=== What is asked ===
Retype the whole listing, please, keeping every line exact and dropping the pictures.

=== Supplied material ===
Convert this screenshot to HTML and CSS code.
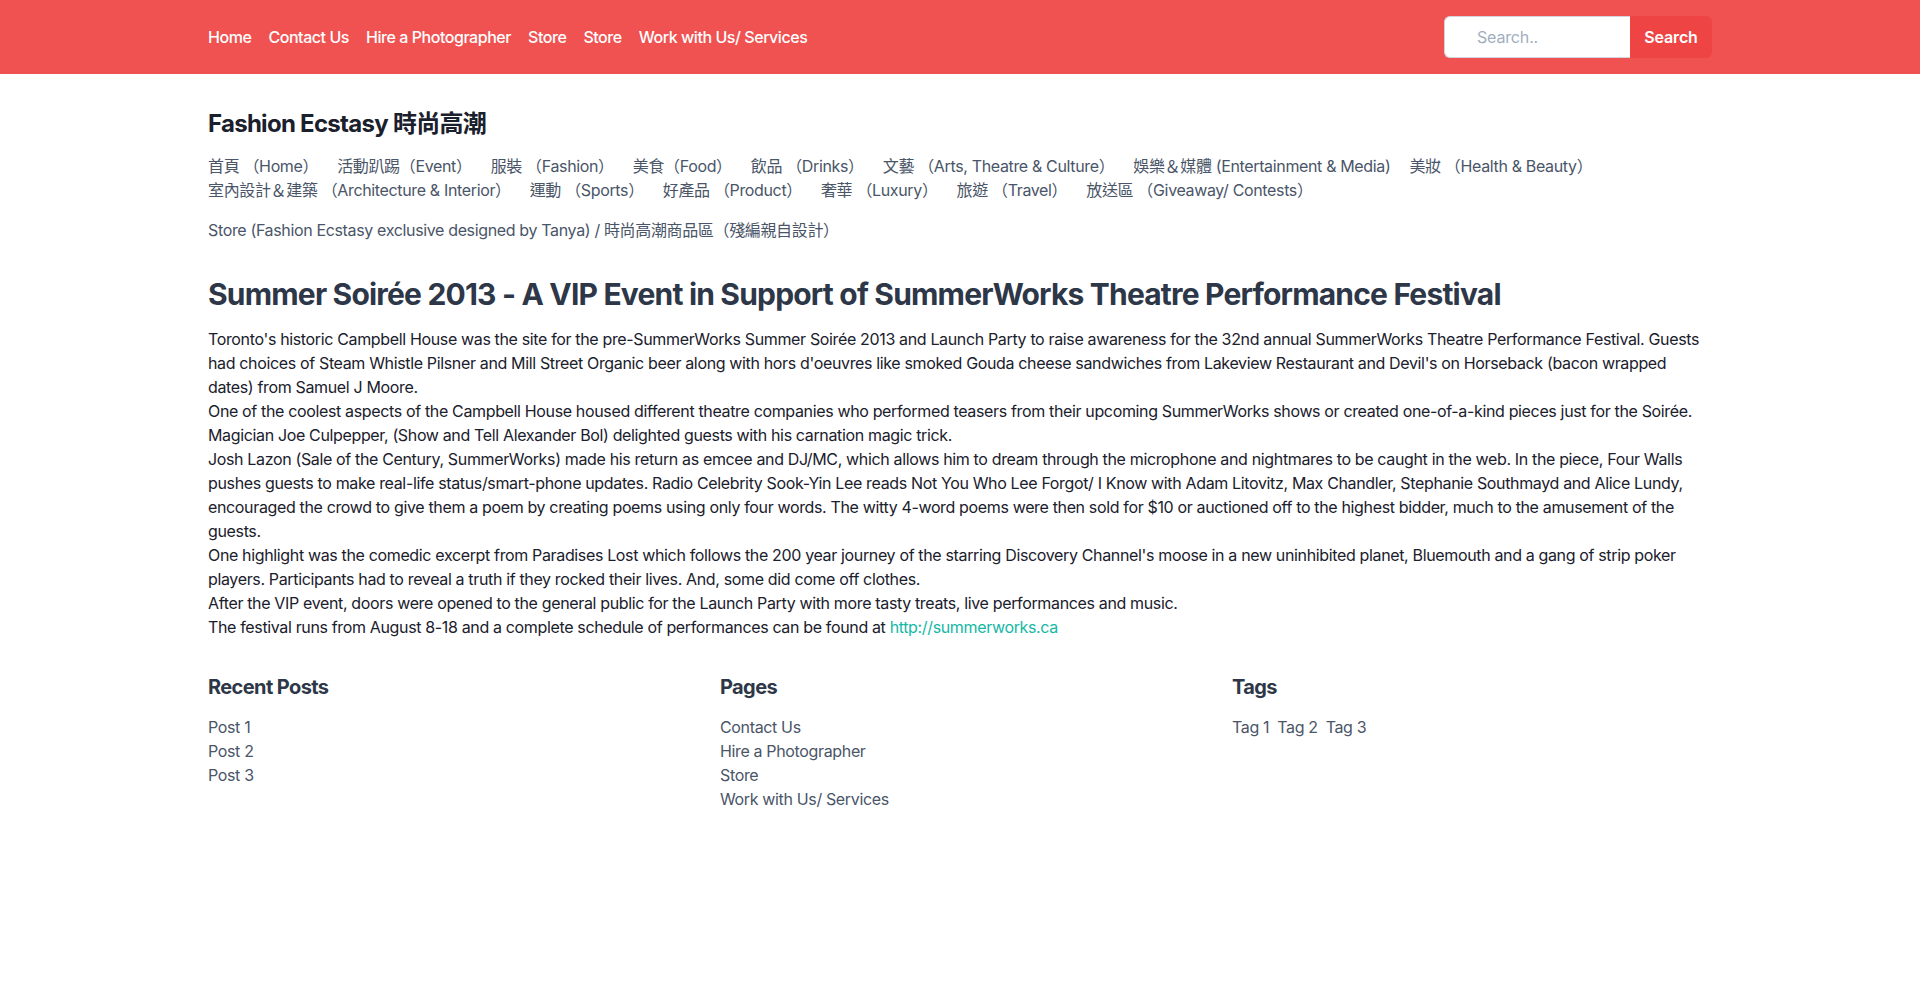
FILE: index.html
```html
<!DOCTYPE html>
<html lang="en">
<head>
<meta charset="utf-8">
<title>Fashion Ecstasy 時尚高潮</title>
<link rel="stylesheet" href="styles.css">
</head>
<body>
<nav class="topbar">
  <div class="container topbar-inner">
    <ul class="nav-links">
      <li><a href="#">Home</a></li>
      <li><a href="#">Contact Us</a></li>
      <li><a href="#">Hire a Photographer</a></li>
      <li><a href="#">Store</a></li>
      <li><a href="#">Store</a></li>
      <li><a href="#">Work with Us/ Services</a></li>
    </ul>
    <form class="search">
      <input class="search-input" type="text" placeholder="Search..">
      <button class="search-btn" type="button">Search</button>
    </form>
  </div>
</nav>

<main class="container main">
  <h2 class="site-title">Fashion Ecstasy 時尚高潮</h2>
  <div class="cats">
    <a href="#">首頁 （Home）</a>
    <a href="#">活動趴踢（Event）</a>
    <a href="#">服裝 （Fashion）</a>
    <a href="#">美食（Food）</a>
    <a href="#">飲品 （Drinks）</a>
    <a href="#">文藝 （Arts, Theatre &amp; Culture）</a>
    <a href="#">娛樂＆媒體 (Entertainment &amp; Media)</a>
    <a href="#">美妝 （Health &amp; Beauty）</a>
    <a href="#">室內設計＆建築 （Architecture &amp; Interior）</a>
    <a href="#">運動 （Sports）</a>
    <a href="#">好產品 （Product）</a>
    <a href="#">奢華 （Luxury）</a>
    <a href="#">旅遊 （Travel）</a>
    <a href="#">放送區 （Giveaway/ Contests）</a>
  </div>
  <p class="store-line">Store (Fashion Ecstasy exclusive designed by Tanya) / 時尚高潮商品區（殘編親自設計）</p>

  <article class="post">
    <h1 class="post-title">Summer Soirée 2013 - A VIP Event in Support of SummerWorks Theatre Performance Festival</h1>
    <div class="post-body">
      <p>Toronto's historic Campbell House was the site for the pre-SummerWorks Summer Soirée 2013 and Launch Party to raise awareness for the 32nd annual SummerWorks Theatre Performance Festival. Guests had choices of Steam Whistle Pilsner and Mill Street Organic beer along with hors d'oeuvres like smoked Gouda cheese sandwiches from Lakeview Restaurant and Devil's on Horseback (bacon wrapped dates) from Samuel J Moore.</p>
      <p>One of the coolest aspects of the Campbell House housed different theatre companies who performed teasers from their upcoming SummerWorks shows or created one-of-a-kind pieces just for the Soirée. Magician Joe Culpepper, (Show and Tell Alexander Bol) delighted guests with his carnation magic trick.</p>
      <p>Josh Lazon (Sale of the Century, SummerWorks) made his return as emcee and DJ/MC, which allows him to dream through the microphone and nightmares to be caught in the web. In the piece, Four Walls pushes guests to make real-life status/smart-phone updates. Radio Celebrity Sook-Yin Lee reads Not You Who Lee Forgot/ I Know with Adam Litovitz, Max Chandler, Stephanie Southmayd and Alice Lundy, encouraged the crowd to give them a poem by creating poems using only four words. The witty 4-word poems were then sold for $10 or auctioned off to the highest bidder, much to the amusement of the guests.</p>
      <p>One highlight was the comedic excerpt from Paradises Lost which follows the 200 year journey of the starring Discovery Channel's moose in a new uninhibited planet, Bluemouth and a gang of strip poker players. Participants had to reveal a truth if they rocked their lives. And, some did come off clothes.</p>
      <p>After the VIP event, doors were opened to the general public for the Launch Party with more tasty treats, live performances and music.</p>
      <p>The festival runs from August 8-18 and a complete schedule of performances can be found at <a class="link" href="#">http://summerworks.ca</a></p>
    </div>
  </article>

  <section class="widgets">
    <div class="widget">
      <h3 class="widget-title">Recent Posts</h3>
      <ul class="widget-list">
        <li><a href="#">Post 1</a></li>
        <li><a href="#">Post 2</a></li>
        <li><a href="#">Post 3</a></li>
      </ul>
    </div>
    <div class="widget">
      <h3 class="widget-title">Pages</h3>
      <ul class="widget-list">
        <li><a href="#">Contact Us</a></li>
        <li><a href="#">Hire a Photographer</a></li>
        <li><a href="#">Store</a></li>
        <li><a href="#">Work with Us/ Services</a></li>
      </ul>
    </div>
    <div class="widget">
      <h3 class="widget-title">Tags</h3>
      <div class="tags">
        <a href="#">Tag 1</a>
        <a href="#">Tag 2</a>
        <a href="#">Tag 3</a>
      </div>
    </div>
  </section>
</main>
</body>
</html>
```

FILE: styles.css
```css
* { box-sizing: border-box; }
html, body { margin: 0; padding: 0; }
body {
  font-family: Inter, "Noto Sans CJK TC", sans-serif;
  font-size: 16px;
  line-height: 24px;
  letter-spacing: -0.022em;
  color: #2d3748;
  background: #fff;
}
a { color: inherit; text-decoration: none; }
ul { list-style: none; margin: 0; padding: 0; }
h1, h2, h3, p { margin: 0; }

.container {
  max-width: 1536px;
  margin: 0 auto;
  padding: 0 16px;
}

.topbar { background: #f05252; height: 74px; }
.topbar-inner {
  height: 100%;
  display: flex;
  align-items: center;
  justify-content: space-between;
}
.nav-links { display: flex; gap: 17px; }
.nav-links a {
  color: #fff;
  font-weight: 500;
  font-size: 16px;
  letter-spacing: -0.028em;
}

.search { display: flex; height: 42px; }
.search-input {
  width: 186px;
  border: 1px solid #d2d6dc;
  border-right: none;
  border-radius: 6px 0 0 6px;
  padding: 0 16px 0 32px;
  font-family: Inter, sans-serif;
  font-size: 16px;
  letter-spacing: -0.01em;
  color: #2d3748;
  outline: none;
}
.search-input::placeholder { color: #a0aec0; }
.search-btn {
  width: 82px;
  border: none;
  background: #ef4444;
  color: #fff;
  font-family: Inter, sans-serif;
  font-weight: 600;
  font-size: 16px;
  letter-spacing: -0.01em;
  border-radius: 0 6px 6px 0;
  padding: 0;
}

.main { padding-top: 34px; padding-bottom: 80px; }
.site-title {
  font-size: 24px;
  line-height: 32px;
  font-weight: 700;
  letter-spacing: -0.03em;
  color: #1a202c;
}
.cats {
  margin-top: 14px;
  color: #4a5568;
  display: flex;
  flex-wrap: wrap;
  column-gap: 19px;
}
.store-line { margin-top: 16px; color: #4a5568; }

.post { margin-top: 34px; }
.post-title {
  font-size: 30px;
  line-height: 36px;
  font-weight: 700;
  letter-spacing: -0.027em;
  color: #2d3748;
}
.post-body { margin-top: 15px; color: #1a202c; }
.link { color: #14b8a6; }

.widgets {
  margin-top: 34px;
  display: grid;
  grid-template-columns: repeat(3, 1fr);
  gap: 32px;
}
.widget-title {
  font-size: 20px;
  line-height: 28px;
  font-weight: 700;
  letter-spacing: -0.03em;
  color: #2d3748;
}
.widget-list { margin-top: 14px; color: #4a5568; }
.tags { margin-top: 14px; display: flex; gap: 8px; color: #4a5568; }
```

=== Finished answer ===
Convert this screenshot to HTML and CSS code.
FILE: index.html
```html
<!DOCTYPE html>
<html lang="en">
<head>
<meta charset="utf-8">
<title>Fashion Ecstasy 時尚高潮</title>
<link rel="stylesheet" href="styles.css">
</head>
<body>
<nav class="topbar">
  <div class="container topbar-inner">
    <ul class="nav-links">
      <li><a href="#">Home</a></li>
      <li><a href="#">Contact Us</a></li>
      <li><a href="#">Hire a Photographer</a></li>
      <li><a href="#">Store</a></li>
      <li><a href="#">Store</a></li>
      <li><a href="#">Work with Us/ Services</a></li>
    </ul>
    <form class="search">
      <input class="search-input" type="text" placeholder="Search..">
      <button class="search-btn" type="button">Search</button>
    </form>
  </div>
</nav>

<main class="container main">
  <h2 class="site-title">Fashion Ecstasy 時尚高潮</h2>
  <div class="cats">
    <a href="#">首頁 （Home）</a>
    <a href="#">活動趴踢（Event）</a>
    <a href="#">服裝 （Fashion）</a>
    <a href="#">美食（Food）</a>
    <a href="#">飲品 （Drinks）</a>
    <a href="#">文藝 （Arts, Theatre &amp; Culture）</a>
    <a href="#">娛樂＆媒體 (Entertainment &amp; Media)</a>
    <a href="#">美妝 （Health &amp; Beauty）</a>
    <a href="#">室內設計＆建築 （Architecture &amp; Interior）</a>
    <a href="#">運動 （Sports）</a>
    <a href="#">好產品 （Product）</a>
    <a href="#">奢華 （Luxury）</a>
    <a href="#">旅遊 （Travel）</a>
    <a href="#">放送區 （Giveaway/ Contests）</a>
  </div>
  <p class="store-line">Store (Fashion Ecstasy exclusive designed by Tanya) / 時尚高潮商品區（殘編親自設計）</p>

  <article class="post">
    <h1 class="post-title">Summer Soirée 2013 - A VIP Event in Support of SummerWorks Theatre Performance Festival</h1>
    <div class="post-body">
      <p>Toronto's historic Campbell House was the site for the pre-SummerWorks Summer Soirée 2013 and Launch Party to raise awareness for the 32nd annual SummerWorks Theatre Performance Festival. Guests had choices of Steam Whistle Pilsner and Mill Street Organic beer along with hors d'oeuvres like smoked Gouda cheese sandwiches from Lakeview Restaurant and Devil's on Horseback (bacon wrapped dates) from Samuel J Moore.</p>
      <p>One of the coolest aspects of the Campbell House housed different theatre companies who performed teasers from their upcoming SummerWorks shows or created one-of-a-kind pieces just for the Soirée. Magician Joe Culpepper, (Show and Tell Alexander Bol) delighted guests with his carnation magic trick.</p>
      <p>Josh Lazon (Sale of the Century, SummerWorks) made his return as emcee and DJ/MC, which allows him to dream through the microphone and nightmares to be caught in the web. In the piece, Four Walls pushes guests to make real-life status/smart-phone updates. Radio Celebrity Sook-Yin Lee reads Not You Who Lee Forgot/ I Know with Adam Litovitz, Max Chandler, Stephanie Southmayd and Alice Lundy, encouraged the crowd to give them a poem by creating poems using only four words. The witty 4-word poems were then sold for $10 or auctioned off to the highest bidder, much to the amusement of the guests.</p>
      <p>One highlight was the comedic excerpt from Paradises Lost which follows the 200 year journey of the starring Discovery Channel's moose in a new uninhibited planet, Bluemouth and a gang of strip poker players. Participants had to reveal a truth if they rocked their lives. And, some did come off clothes.</p>
      <p>After the VIP event, doors were opened to the general public for the Launch Party with more tasty treats, live performances and music.</p>
      <p>The festival runs from August 8-18 and a complete schedule of performances can be found at <a class="link" href="#">http://summerworks.ca</a></p>
    </div>
  </article>

  <section class="widgets">
    <div class="widget">
      <h3 class="widget-title">Recent Posts</h3>
      <ul class="widget-list">
        <li><a href="#">Post 1</a></li>
        <li><a href="#">Post 2</a></li>
        <li><a href="#">Post 3</a></li>
      </ul>
    </div>
    <div class="widget">
      <h3 class="widget-title">Pages</h3>
      <ul class="widget-list">
        <li><a href="#">Contact Us</a></li>
        <li><a href="#">Hire a Photographer</a></li>
        <li><a href="#">Store</a></li>
        <li><a href="#">Work with Us/ Services</a></li>
      </ul>
    </div>
    <div class="widget">
      <h3 class="widget-title">Tags</h3>
      <div class="tags">
        <a href="#">Tag 1</a>
        <a href="#">Tag 2</a>
        <a href="#">Tag 3</a>
      </div>
    </div>
  </section>
</main>
</body>
</html>
```

FILE: styles.css
```css
* { box-sizing: border-box; }
html, body { margin: 0; padding: 0; }
body {
  font-family: Inter, "Noto Sans CJK TC", sans-serif;
  font-size: 16px;
  line-height: 24px;
  letter-spacing: -0.022em;
  color: #2d3748;
  background: #fff;
}
a { color: inherit; text-decoration: none; }
ul { list-style: none; margin: 0; padding: 0; }
h1, h2, h3, p { margin: 0; }

.container {
  max-width: 1536px;
  margin: 0 auto;
  padding: 0 16px;
}

.topbar { background: #f05252; height: 74px; }
.topbar-inner {
  height: 100%;
  display: flex;
  align-items: center;
  justify-content: space-between;
}
.nav-links { display: flex; gap: 17px; }
.nav-links a {
  color: #fff;
  font-weight: 500;
  font-size: 16px;
  letter-spacing: -0.028em;
}

.search { display: flex; height: 42px; }
.search-input {
  width: 186px;
  border: 1px solid #d2d6dc;
  border-right: none;
  border-radius: 6px 0 0 6px;
  padding: 0 16px 0 32px;
  font-family: Inter, sans-serif;
  font-size: 16px;
  letter-spacing: -0.01em;
  color: #2d3748;
  outline: none;
}
.search-input::placeholder { color: #a0aec0; }
.search-btn {
  width: 82px;
  border: none;
  background: #ef4444;
  color: #fff;
  font-family: Inter, sans-serif;
  font-weight: 600;
  font-size: 16px;
  letter-spacing: -0.01em;
  border-radius: 0 6px 6px 0;
  padding: 0;
}

.main { padding-top: 34px; padding-bottom: 80px; }
.site-title {
  font-size: 24px;
  line-height: 32px;
  font-weight: 700;
  letter-spacing: -0.03em;
  color: #1a202c;
}
.cats {
  margin-top: 14px;
  color: #4a5568;
  display: flex;
  flex-wrap: wrap;
  column-gap: 19px;
}
.store-line { margin-top: 16px; color: #4a5568; }

.post { margin-top: 34px; }
.post-title {
  font-size: 30px;
  line-height: 36px;
  font-weight: 700;
  letter-spacing: -0.027em;
  color: #2d3748;
}
.post-body { margin-top: 15px; color: #1a202c; }
.link { color: #14b8a6; }

.widgets {
  margin-top: 34px;
  display: grid;
  grid-template-columns: repeat(3, 1fr);
  gap: 32px;
}
.widget-title {
  font-size: 20px;
  line-height: 28px;
  font-weight: 700;
  letter-spacing: -0.03em;
  color: #2d3748;
}
.widget-list { margin-top: 14px; color: #4a5568; }
.tags { margin-top: 14px; display: flex; gap: 8px; color: #4a5568; }
```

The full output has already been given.